The anticipated operating, maintenance and administrative expenses include, among other things, expenses related to accounting, reporting, audit, insurance, maintenance and repairs. In the aggregate, Sunnova estimates that these expenses are $20 per kilowatt per year initially, with 2% annual increases for inflation, and an additional $81 per year non-escalating expense included for energy storage systems. Sunnova does not include maintenance and repair costs for inverters and similar equipment, as those are largely covered by the applicable product and dealer warranties for the life of the product, but it does include additional cost for energy storage systems, which are covered by only a 10-year warranty.
Estimated Gross Renewal Customer Value
Estimated gross renewal customer value represents the sum of the present value of future net cash flows Sunnova would receive from customers during two five-year renewal terms of its leases and PPAs, plus the present value of future net cash flows Sunnova expects to receive from the sale of related SRECs, either under existing contracts or in future sales. From these aggregate estimated renewal cash flows Sunnova subtracts the present value of estimated net cash distributions to redeemable noncontrolling interests and noncontrolling interests and estimated operating, maintenance and administrative expenses associated with the solar service agreements.
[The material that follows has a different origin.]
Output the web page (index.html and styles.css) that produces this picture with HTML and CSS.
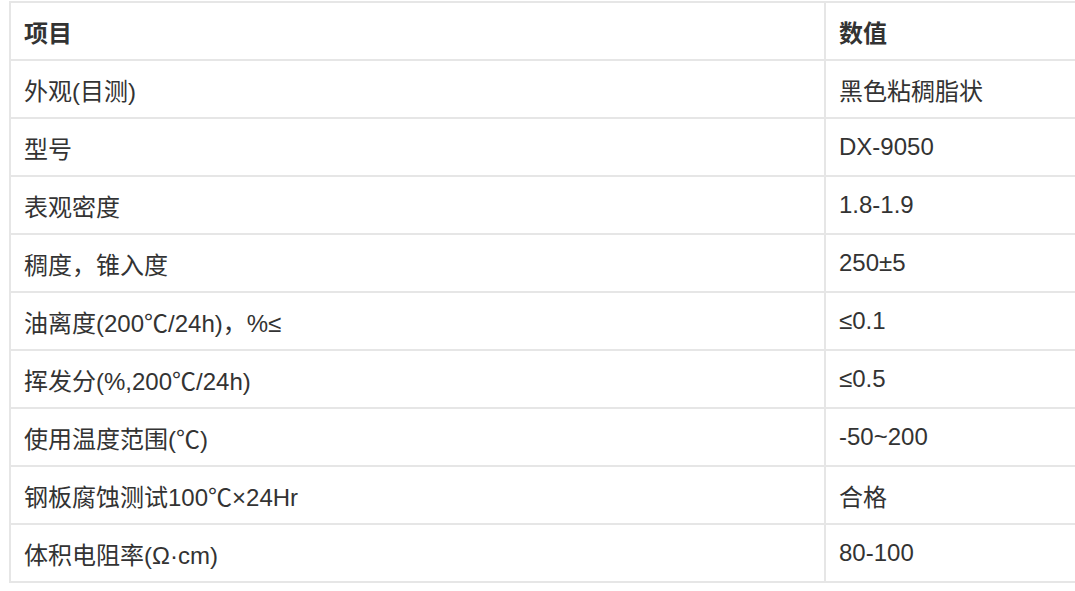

Sunnova’s estimated renewal gross customer value uses “the established industry convention, which assumes 100% of solar leases and PPAs are renewed, due to the expected useful life of the system and costs to the customer associated with an election to purchase or remove the equipment.” The company further assumes that these contracts are renewed at 90% of the contractual price in effect at expiration of the term of the solar service agreement. Since the customer has two renewal options of five years each, for the second renewal period Sunnova assumes a contractual price of 90% of the price in the first renewal period. Loan agreements are not included in estimated renewal gross customer value, since they do not contain a renewal feature.